We begin modeling the light curve with the principal binary-lensing parameters under the assumption that the relative lens-source motion is rectilinear. The modeling is conducted in two steps. In the first step, we conduct a grid search for s and q, while the other parameters are searched for using a downhill approach based on the Markov Chain Monte Carlo (MCMC) method. This preliminary search yields a χ² map in the $(\mathrm{log}s,\mathrm{log}q)$ plane from which we identify local minima and possible degenerate solutions. Because the nature of the lens is not known in advance, we inspect a wide range of binary separations and mass ratios. The inspected ranges are $-1.0\,\lt \mathrm{log}s\lt 1.0$ and $-5.0\lt \mathrm{log}q\lt 1.0$. For the local minima found from this preliminary search, we then refine the solutions by allowing all lensing parameters to vary. From this preliminary modeling, we identify a solution with s ∼ 1.4 and q ∼ 0.26. The model describes the overall light curve. However, it leaves substantial residuals, especially around the main features of the bump and the caustic-crossing spike.

Because the event lasted for ∼2 yr, the assumption of a rectilinear relative lens-source motion may not be valid due to either the orbital motion of the observer, i.e., Earth, or of the binary lens. We, therefore, test whether the fit improves with the consideration of the higher-order effects caused by the orbital motions of Earth (the microlens-parallax effect) and the lens (the lens-orbital effect). Modeling the light curve considering the microlens-parallax effect requires two additional parameters, π_E,N and π_E,E, which denote the north and east components of the microlens-parallax vector ${{\boldsymbol{\pi }}}_{{\rm{E}}}=({\pi }_{\mathrm{rel}}/{\theta }_{{\rm{E}}})({\boldsymbol{\mu }}/\mu )$, respectively. Consideration of the lens-orbital motion also requires us to include additional parameters. Under the approximation that the positional changes of the lens components are small during the event, the effect is described by the two parameters of ds/dt and dα/dt, which denote the change rates of the binary separation and the orientation angle of the binary axis relative to the source trajectory, respectively. When microlens-parallax effects are considered, a pair of degenerate solutions are known to exist with u₀ > 0 and u₀ < 0 due to mirror symmetry of the source trajectory with respect to the binary axis: "ecliptic degeneracy" (Smith et al. 2003; Skowron et al. 2011). Therefore, we test the degeneracy whenever microlens-parallax effects are considered.

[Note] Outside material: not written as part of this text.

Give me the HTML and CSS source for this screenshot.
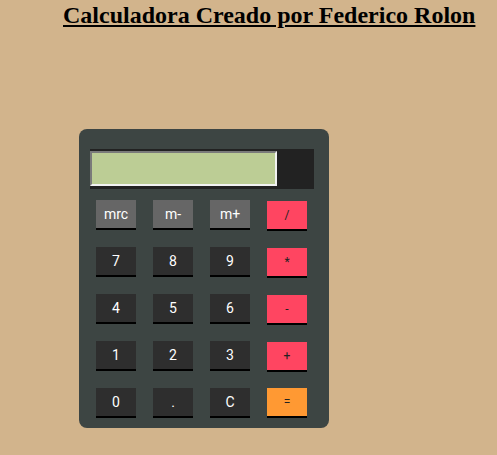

In Table 1, we list the χ² values of the tested models. The "standard" model designates the solution obtained under the assumption of a rectilinear relative lens-source motion. In the "orbit" and "parallax" models, we separately consider the lens-orbital and microlens-parallax effects, respectively. In the "orbit+parallax" model, we simultaneously consider both higher-order effects. We find that higher-order effects greatly improve the fits. As measured by the difference in the χ² values, the improvement is Δχ² ∼ 434 and ∼447 with respect to the standard model when the lens-orbital and microlens-parallax effects are separately considered, respectively. When both higher-order effects are simultaneously considered, the fit improves by Δχ² ∼ 485. We found that the degeneracy between u₀ > 0 and u₀ < 0 solutions is moderately severe with Δχ² ∼ 16. Considering that the improvements by the individual higher-order effects are similar, it is likely that both the microlens-parallax and lens-orbital effects are important to describe precisely the observed light curve. Both higher-order effects are known to cause qualitatively similar deviations in lensing light curves (Batista et al. 2011; Skowron et al. 2011; Han et al. 2016). In Figure 3, we present the Δχ² distributions of the MCMC points in the planes of the higher-order lensing parameter pairs to show the correlations between the higher-order lensing parameters. It shows that the π_E,N–ds/dt and π_E,E–dα/dt parameter pairs are closely correlated. To check the region of the fit improvement by the higher-order effects, in Figure 4, we plot the cumulative distribution of Δχ² between the models with and without the higher-order effects. For all data sets, the fit improves throughout the event.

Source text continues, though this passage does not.